Una vez que
la novela se da a la imprenta, el autor se desentiende de ella, la considera
algo del pasado, incluso ajeno a su propia acción. Lo que motiva al autor es lo
que está escribiendo en ese momento, otra novela, un dietario, un artículo de
prensa, lo que sea, pero no la novela editada que asoma en los escaparates de
las librerías.
Es el lector
quien toma el relevo del autor y al leer las páginas de la novela, al
enfrentarse con los personajes, quien insufla de vida al texto, quien lo
concreta, quien le pone rostro y vestimenta al protagonista. El libro es ya
tarea del lector (y en su caso del crítico literario, que es un lector
avezado).
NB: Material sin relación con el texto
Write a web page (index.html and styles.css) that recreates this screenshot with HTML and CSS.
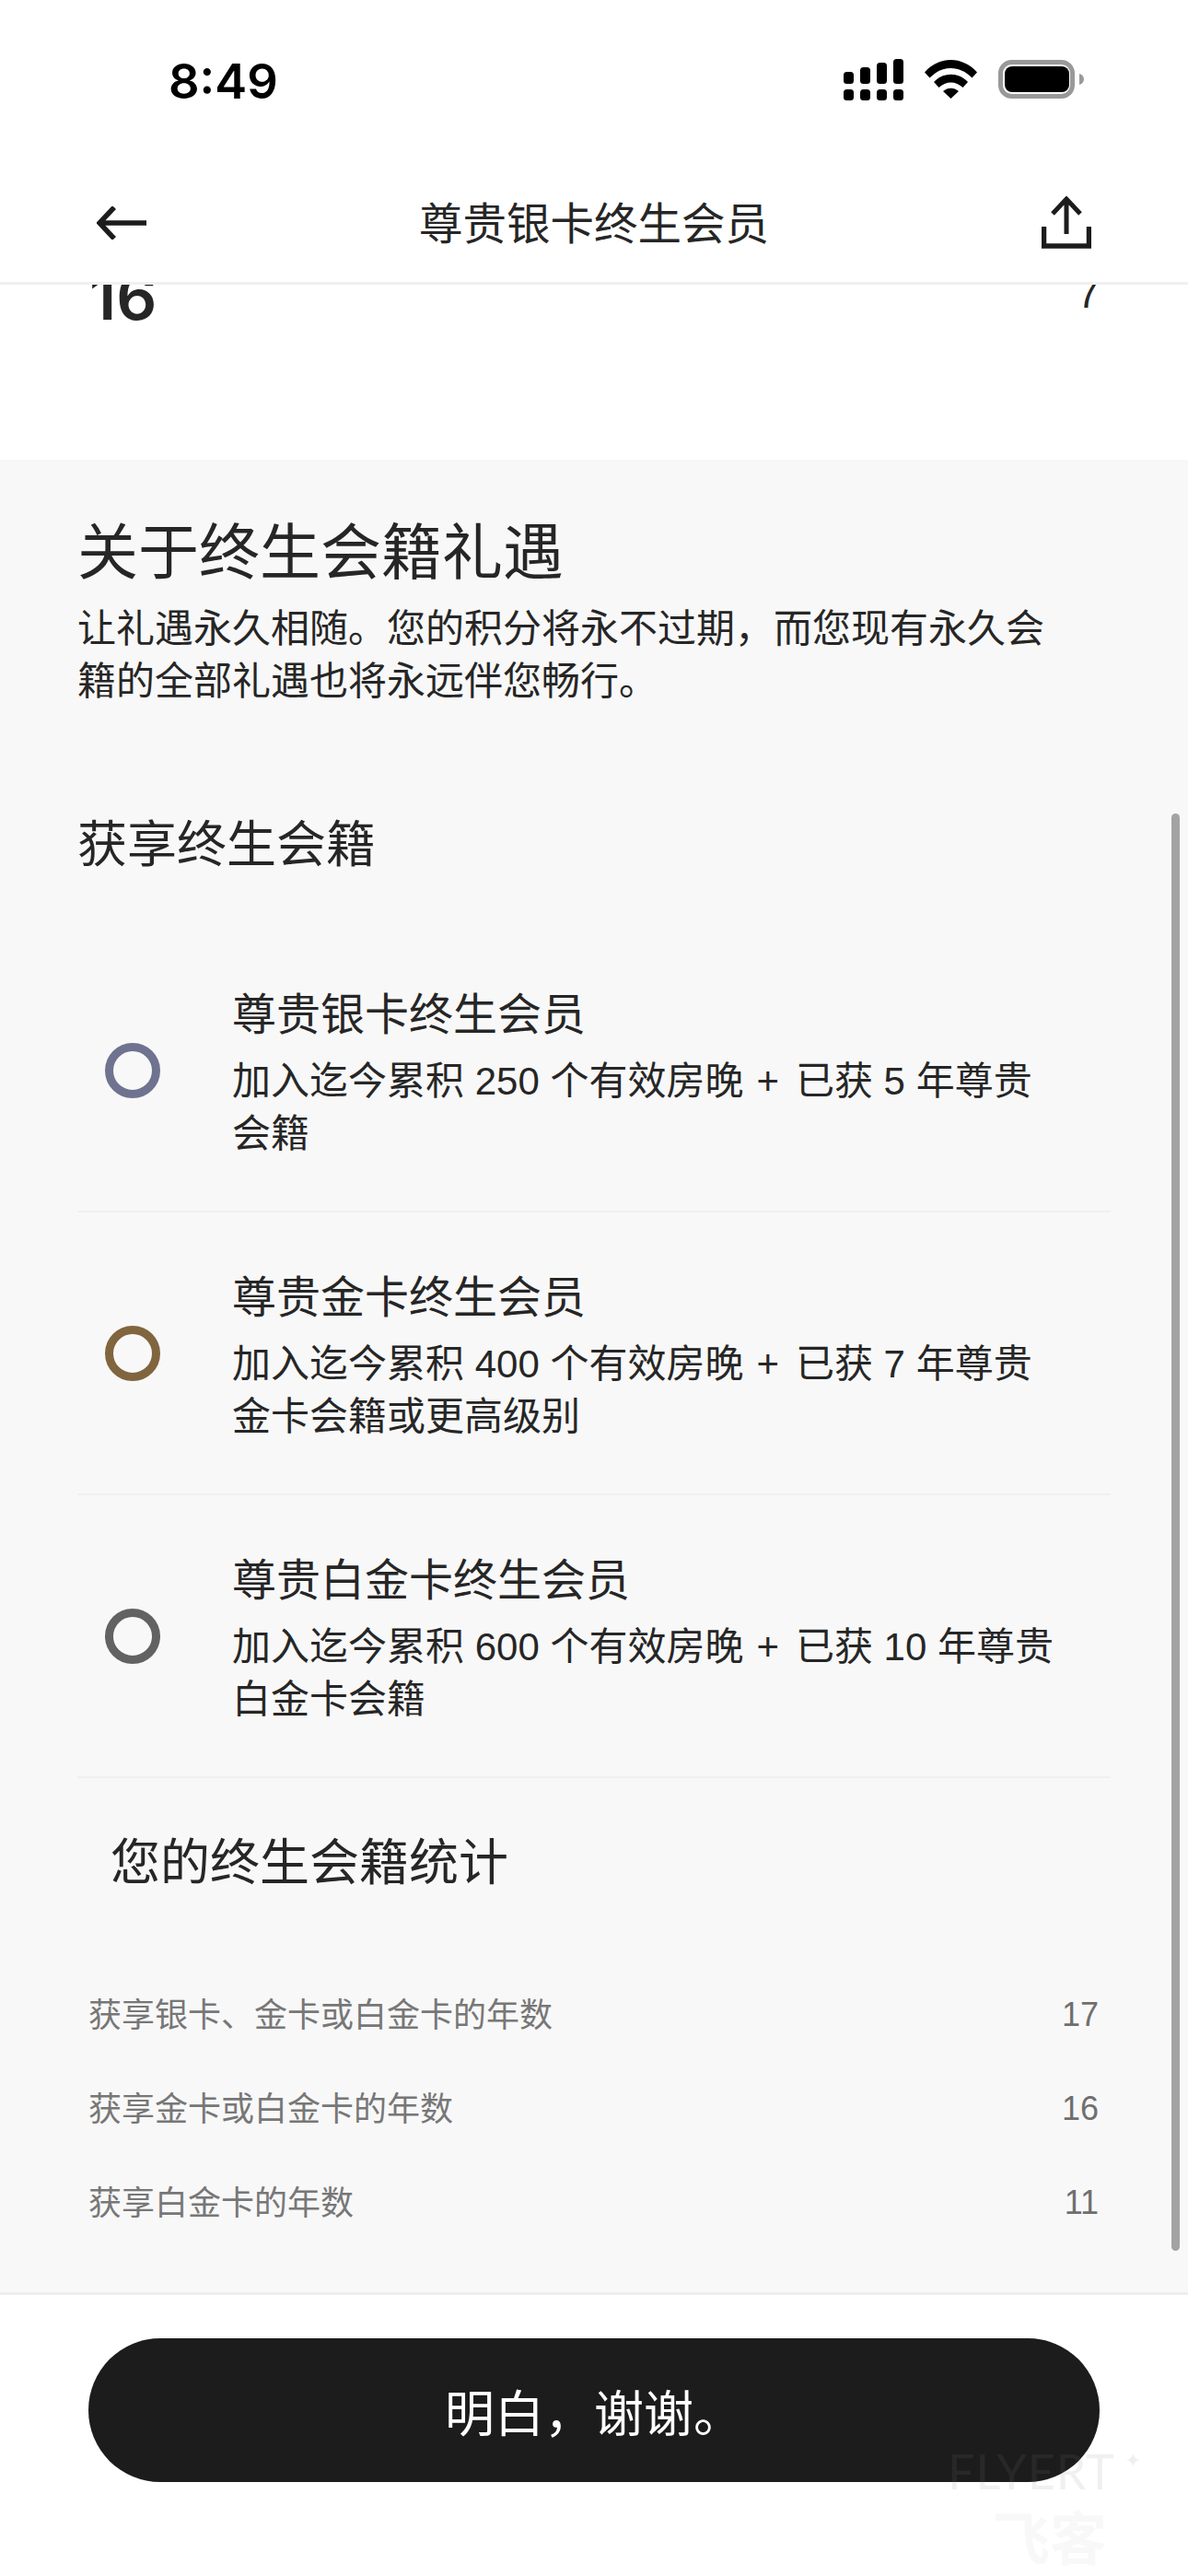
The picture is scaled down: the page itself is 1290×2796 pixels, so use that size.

El autor del texto ya no tiene ninguna tarea respecto al mismo, salvo
la de presentarlo al público, como ahora me corresponde a mí hacer.
Ahora bien,
el autor es quien pone los raíles por donde debe circular el ferrocarril y en
ese sentido tiene que hacer lo posible para permitir que el lector tome parte
en el juego. Es por ello que prefiero los personajes ambiguos y los finales
abiertos. La escala de grises en vez del blanco y negro. Nadie es
bueno-buenísimo, ni malo-malísimo, sino que tiene fases en uno u otro sentido,
por lo tanto hay que dar pie a que surjan los matices.